There have been more ridiculous disciplines in which to take home a gold. Live pigeon shooting made its debut in 1908 but made a hasty exit in the same year after it turned out to be quite messy. Horse long jump ended after the distances continued to be decidedly mediocre. Solo synchronised swimming hung on in there for four whole Games before the IOC came to their senses. And an artistic element to the Olympic Games has remained, though now it is more abstract than pretty watercolours of rowers sculling at dawn.

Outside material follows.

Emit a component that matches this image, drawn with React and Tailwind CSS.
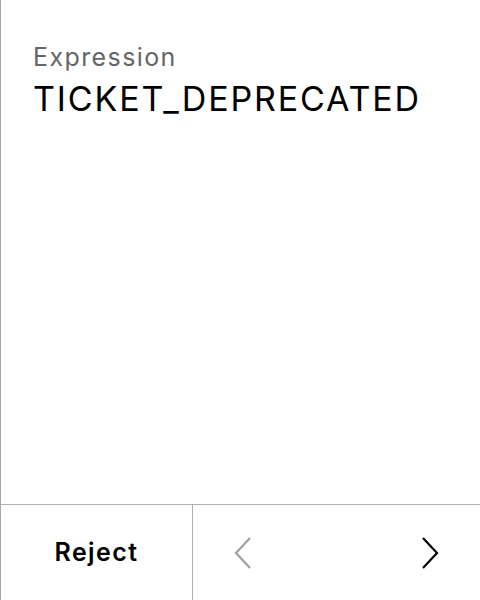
export default function App() {
  return (
    <div
      className="w-[480px] h-[600px] flex flex-col bg-white border-l border-[#a8a8a8] text-black"
      style={{ fontFamily: "Inter, 'Liberation Sans', sans-serif" }}
    >
      <div className="flex-1 pl-8 pt-[40px]">
        <p className="text-[25px] leading-[34px] tracking-[1.4px] text-[#666666]">Expression</p>
        <p className="mt-[3px] text-[34px] leading-[44px] tracking-[1.85px]">TICKET_DEPRECATED</p>
      </div>
      <div className="h-[96px] flex border-t border-[#b0b0b0]">
        <button className="w-[191px] flex items-center justify-center text-[25px] tracking-[1.4px] font-semibold">
          Reject
        </button>
        <div className="flex-1 flex justify-between border-l border-[#b0b0b0]">
          <button className="w-[100px] flex items-center justify-center text-[#a0a0a0]">
            <svg width="20" height="34" viewBox="0 0 20 34" fill="none" stroke="currentColor" strokeWidth="2.2">
              <path d="M17 2 L3 17 L17 32" />
            </svg>
          </button>
          <button className="w-[100px] flex items-center justify-center text-black">
            <svg width="20" height="34" viewBox="0 0 20 34" fill="none" stroke="currentColor" strokeWidth="2.2">
              <path d="M3 2 L17 17 L3 32" />
            </svg>
          </button>
        </div>
      </div>
    </div>
  );
}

Turner prize winning Martin Creed created public collective art through the ringing of bells up and down the country on the morning of the opening ceremony and Monica Bonvicini’s nine-metre tall word ‘RUN’ made of glass and stainless steel stands outside the Copper Box. In the final leg of Sir Steve Redgrave’s carrying the torch he ran through the construction workers of the Olympic Stadium, bringing the artisans back into the centre of the Games.

Still, it may be that combining art and sport is just not meant to be– as the outfits of teams in the opening ceremony prove (see the fake braces from Dominica and the Burger King style hats from Kyrgzstan). The simple idea that the fastest man is the one who crosses the line before the slower men is not the same judging ethos needed for art, and when you add the government into the mix it may be too much to ask. Art has always had a more difficult relationship with the state than sport; dissident artist Ai Weiwei , who helped design the Birds Nest Stadium in Beijing, boycotted the opening ceremony in protest against the government’s handling of the Games and London’s threat to wash away street art as they cleaned up the Hackney area for the Games caused outrage amongst Banksy fans.

It might all be too much to ask. But the fusing of petals of fire to make the Olympic Flame at last night’s opening ceremony say differently. We still call football the beautiful game, we say there is a real art to sport and it seems that there will be aesthetic pleasure in London 2012 aside from the women’s beach volleyball.